§ Data section:
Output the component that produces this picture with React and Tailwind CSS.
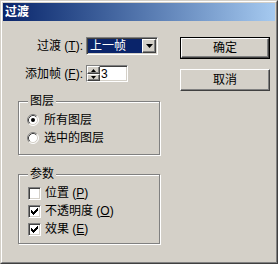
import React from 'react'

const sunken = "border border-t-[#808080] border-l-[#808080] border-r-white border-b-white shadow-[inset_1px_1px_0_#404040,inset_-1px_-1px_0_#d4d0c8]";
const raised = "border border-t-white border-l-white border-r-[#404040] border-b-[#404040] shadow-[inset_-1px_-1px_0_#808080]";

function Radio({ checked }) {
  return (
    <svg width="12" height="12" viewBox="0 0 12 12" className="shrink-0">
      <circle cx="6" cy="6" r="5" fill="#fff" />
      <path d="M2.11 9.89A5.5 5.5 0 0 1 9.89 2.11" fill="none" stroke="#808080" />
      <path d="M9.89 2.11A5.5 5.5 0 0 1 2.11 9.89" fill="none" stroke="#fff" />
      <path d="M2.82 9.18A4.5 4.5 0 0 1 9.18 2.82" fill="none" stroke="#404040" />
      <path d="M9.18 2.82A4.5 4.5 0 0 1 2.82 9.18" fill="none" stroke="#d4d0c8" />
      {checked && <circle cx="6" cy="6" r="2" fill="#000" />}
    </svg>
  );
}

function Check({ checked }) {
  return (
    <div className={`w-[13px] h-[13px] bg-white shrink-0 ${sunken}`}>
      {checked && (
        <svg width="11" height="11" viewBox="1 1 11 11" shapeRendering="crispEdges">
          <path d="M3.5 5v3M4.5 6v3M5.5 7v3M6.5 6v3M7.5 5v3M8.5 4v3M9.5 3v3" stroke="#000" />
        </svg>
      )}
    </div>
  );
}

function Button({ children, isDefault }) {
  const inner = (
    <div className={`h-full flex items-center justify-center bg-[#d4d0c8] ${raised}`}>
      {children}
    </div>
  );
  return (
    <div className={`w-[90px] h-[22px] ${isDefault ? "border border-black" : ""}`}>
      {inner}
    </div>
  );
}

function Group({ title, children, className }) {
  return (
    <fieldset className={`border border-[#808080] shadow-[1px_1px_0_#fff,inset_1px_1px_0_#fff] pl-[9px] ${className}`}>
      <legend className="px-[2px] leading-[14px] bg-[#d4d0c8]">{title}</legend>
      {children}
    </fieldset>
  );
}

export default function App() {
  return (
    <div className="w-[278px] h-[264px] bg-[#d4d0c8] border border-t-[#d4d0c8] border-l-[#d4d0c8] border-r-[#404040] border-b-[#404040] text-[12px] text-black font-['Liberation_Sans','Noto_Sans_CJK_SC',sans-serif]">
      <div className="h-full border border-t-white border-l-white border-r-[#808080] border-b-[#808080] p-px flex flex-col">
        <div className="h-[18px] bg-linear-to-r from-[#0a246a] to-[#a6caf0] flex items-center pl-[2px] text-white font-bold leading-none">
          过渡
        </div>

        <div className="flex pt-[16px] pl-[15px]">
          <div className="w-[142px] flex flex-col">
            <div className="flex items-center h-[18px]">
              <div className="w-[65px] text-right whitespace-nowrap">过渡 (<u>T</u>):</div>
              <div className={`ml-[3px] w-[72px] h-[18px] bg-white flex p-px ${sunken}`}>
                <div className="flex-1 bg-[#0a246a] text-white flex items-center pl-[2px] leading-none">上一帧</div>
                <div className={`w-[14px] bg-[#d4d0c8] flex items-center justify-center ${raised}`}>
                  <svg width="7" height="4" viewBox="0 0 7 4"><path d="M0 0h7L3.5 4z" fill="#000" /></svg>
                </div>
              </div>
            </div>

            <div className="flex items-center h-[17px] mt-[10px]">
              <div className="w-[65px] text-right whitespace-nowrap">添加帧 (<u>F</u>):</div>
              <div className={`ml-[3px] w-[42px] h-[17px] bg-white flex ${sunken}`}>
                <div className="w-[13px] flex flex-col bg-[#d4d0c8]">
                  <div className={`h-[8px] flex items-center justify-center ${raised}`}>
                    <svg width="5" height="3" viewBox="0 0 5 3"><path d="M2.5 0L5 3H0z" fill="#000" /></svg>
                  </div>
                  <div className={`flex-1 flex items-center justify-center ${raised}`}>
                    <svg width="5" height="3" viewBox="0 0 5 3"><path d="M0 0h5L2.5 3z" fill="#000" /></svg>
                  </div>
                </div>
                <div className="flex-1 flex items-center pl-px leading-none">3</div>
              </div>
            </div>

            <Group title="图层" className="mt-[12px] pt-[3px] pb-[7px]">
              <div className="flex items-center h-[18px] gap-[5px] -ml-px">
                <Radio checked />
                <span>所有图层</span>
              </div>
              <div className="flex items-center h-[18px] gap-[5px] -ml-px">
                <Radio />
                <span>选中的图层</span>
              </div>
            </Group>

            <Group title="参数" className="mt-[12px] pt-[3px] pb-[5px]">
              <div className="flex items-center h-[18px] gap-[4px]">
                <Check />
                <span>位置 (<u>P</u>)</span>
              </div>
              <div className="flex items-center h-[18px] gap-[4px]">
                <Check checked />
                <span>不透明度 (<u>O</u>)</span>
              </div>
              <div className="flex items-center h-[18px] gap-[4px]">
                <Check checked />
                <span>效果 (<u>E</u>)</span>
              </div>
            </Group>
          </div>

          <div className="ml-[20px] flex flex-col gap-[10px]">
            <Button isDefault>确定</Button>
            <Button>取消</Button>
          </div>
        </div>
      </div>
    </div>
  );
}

§ To be done: Leave out the pictures and print every line of the data exactly.

§ Written reply:
Output the component that produces this picture with React and Tailwind CSS.
import React from 'react'

const sunken = "border border-t-[#808080] border-l-[#808080] border-r-white border-b-white shadow-[inset_1px_1px_0_#404040,inset_-1px_-1px_0_#d4d0c8]";
const raised = "border border-t-white border-l-white border-r-[#404040] border-b-[#404040] shadow-[inset_-1px_-1px_0_#808080]";

function Radio({ checked }) {
  return (
    <svg width="12" height="12" viewBox="0 0 12 12" className="shrink-0">
      <circle cx="6" cy="6" r="5" fill="#fff" />
      <path d="M2.11 9.89A5.5 5.5 0 0 1 9.89 2.11" fill="none" stroke="#808080" />
      <path d="M9.89 2.11A5.5 5.5 0 0 1 2.11 9.89" fill="none" stroke="#fff" />
      <path d="M2.82 9.18A4.5 4.5 0 0 1 9.18 2.82" fill="none" stroke="#404040" />
      <path d="M9.18 2.82A4.5 4.5 0 0 1 2.82 9.18" fill="none" stroke="#d4d0c8" />
      {checked && <circle cx="6" cy="6" r="2" fill="#000" />}
    </svg>
  );
}

function Check({ checked }) {
  return (
    <div className={`w-[13px] h-[13px] bg-white shrink-0 ${sunken}`}>
      {checked && (
        <svg width="11" height="11" viewBox="1 1 11 11" shapeRendering="crispEdges">
          <path d="M3.5 5v3M4.5 6v3M5.5 7v3M6.5 6v3M7.5 5v3M8.5 4v3M9.5 3v3" stroke="#000" />
        </svg>
      )}
    </div>
  );
}

function Button({ children, isDefault }) {
  const inner = (
    <div className={`h-full flex items-center justify-center bg-[#d4d0c8] ${raised}`}>
      {children}
    </div>
  );
  return (
    <div className={`w-[90px] h-[22px] ${isDefault ? "border border-black" : ""}`}>
      {inner}
    </div>
  );
}

function Group({ title, children, className }) {
  return (
    <fieldset className={`border border-[#808080] shadow-[1px_1px_0_#fff,inset_1px_1px_0_#fff] pl-[9px] ${className}`}>
      <legend className="px-[2px] leading-[14px] bg-[#d4d0c8]">{title}</legend>
      {children}
    </fieldset>
  );
}

export default function App() {
  return (
    <div className="w-[278px] h-[264px] bg-[#d4d0c8] border border-t-[#d4d0c8] border-l-[#d4d0c8] border-r-[#404040] border-b-[#404040] text-[12px] text-black font-['Liberation_Sans','Noto_Sans_CJK_SC',sans-serif]">
      <div className="h-full border border-t-white border-l-white border-r-[#808080] border-b-[#808080] p-px flex flex-col">
        <div className="h-[18px] bg-linear-to-r from-[#0a246a] to-[#a6caf0] flex items-center pl-[2px] text-white font-bold leading-none">
          过渡
        </div>

        <div className="flex pt-[16px] pl-[15px]">
          <div className="w-[142px] flex flex-col">
            <div className="flex items-center h-[18px]">
              <div className="w-[65px] text-right whitespace-nowrap">过渡 (<u>T</u>):</div>
              <div className={`ml-[3px] w-[72px] h-[18px] bg-white flex p-px ${sunken}`}>
                <div className="flex-1 bg-[#0a246a] text-white flex items-center pl-[2px] leading-none">上一帧</div>
                <div className={`w-[14px] bg-[#d4d0c8] flex items-center justify-center ${raised}`}>
                  <svg width="7" height="4" viewBox="0 0 7 4"><path d="M0 0h7L3.5 4z" fill="#000" /></svg>
                </div>
              </div>
            </div>

            <div className="flex items-center h-[17px] mt-[10px]">
              <div className="w-[65px] text-right whitespace-nowrap">添加帧 (<u>F</u>):</div>
              <div className={`ml-[3px] w-[42px] h-[17px] bg-white flex ${sunken}`}>
                <div className="w-[13px] flex flex-col bg-[#d4d0c8]">
                  <div className={`h-[8px] flex items-center justify-center ${raised}`}>
                    <svg width="5" height="3" viewBox="0 0 5 3"><path d="M2.5 0L5 3H0z" fill="#000" /></svg>
                  </div>
                  <div className={`flex-1 flex items-center justify-center ${raised}`}>
                    <svg width="5" height="3" viewBox="0 0 5 3"><path d="M0 0h5L2.5 3z" fill="#000" /></svg>
                  </div>
                </div>
                <div className="flex-1 flex items-center pl-px leading-none">3</div>
              </div>
            </div>

            <Group title="图层" className="mt-[12px] pt-[3px] pb-[7px]">
              <div className="flex items-center h-[18px] gap-[5px] -ml-px">
                <Radio checked />
                <span>所有图层</span>
              </div>
              <div className="flex items-center h-[18px] gap-[5px] -ml-px">
                <Radio />
                <span>选中的图层</span>
              </div>
            </Group>

            <Group title="参数" className="mt-[12px] pt-[3px] pb-[5px]">
              <div className="flex items-center h-[18px] gap-[4px]">
                <Check />
                <span>位置 (<u>P</u>)</span>
              </div>
              <div className="flex items-center h-[18px] gap-[4px]">
                <Check checked />
                <span>不透明度 (<u>O</u>)</span>
              </div>
              <div className="flex items-center h-[18px] gap-[4px]">
                <Check checked />
                <span>效果 (<u>E</u>)</span>
              </div>
            </Group>
          </div>

          <div className="ml-[20px] flex flex-col gap-[10px]">
            <Button isDefault>确定</Button>
            <Button>取消</Button>
          </div>
        </div>
      </div>
    </div>
  );
}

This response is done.